Ley de Inclusión y sus efectos en la educación Es preocupante que la autoridad no parezca inquieta por los negativos efectos que ya se detectan en zonas como el norte del país.
DESDE EL Gobierno se ha insistido por estos días que la Ley de Inclusión -que busca terminar con el lucro, la selección y el copago- corregirá una serie de deficiencias que presenta el actual sistema educacional, terminando con las esperas para postular a un colegio, y facilitando el acceso a colegios en razón del término del copago. Se ha desestimado, asimismo, que en virtud de esta nueva normativa se vaya a producir un cierre masivo de colegios, buscando transmitir confianza a las familias. Se trata de una descripción en exceso optimista, que pasa por alto las dificultades que ya se están observando, y que anticipan los problemas y frustraciones que con el correr del tiempo probablemente se harán más evidentes.
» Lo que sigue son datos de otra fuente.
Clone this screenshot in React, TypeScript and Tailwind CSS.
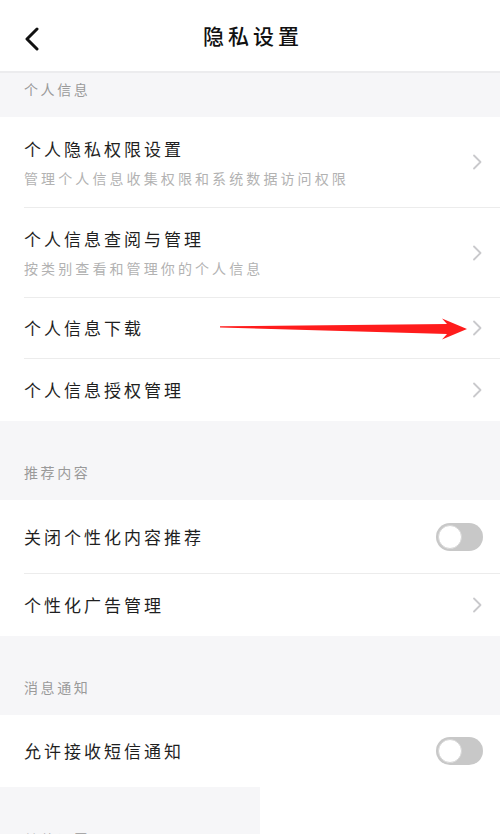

Si bien aún no es posible establecer con precisión cuántos de los colegios que han anunciado su cierre lo harán en virtud de complicaciones derivadas de la Ley de Inclusión, hay zonas del país donde se han empezado a producir trastornos producto de la cuestionable exigencia contenida en la norma en cuanto a que los establecimientos deban hacerse propietarios de la infraestructura que ocupan, única forma de que puedan continuar recibiendo la subvención estatal. Tal disposición apunta a terminar con toda forma de “lucro” por parte de los sostenedores, de tal forma que la totalidad de la subvención sea destinada a tareas educacionales.
De acuerdo a múltiples testimonios, la zona norte es la que está reportando más dificultades derivadas de la nueva ley. Un importante colegio de Calama, por ejemplo, comunicó recientemente que no le será posible cumplir con la exigencia de comprar los terrenos que hoy ocupa, por lo que cerrará sus puertas. En paralelo, más de una veintena de establecimientos de Antofagasta, Tarapacá y Atacama, entre otras localidades, han anunciado que se harán particulares pagados -una de las razones es que el valor de los terrenos resulta demasiado oneroso, haciendo inviable su compra-, lo que ha llevado a la justificada protesta de cientos de apoderados, pues muchos ya no podrán pagar las nuevas mensualidades y deberán optar por colegios municipales. El que ahora se deba destinar parte de la subvención a pagar créditos para compra de infraestructura desmiente la creencia de que con la Ley de Inclusión, y luego de eliminado el “lucro”, todos los recursos podrán ser destinados al proceso educativo.
El propio gobierno reconoció que la exigencia de comprar la infraestructura era compleja de cumplir, y se allanó a introducir una reforma -recientemente aprobada por el Congreso- que extiende el plazo a los sostenedores para cumplir con esta norma. Esa facilidad no corrige el problema de fondo, y solo postergará por un tiempo problemas cuyos alcances son difíciles de anticipar.
La reforma educacional se ha hecho sobre la base de un fuerte sesgo ideológico, en la idea de que promoviendo el igualitarismo y eliminando la posibilidad de que mediante un copago las familias puedan contribuir a mejorar la educación de sus hijos y elegir el colegio de su preferencia, será posible tener un sistema más justo y de mejor calidad. Tal objetivo parece muy lejano, y la complacencia de las autoridades con el nuevo modelo -desentendiéndose de las críticas y problemas objetivos que ya se están detectandoes poco auspicioso.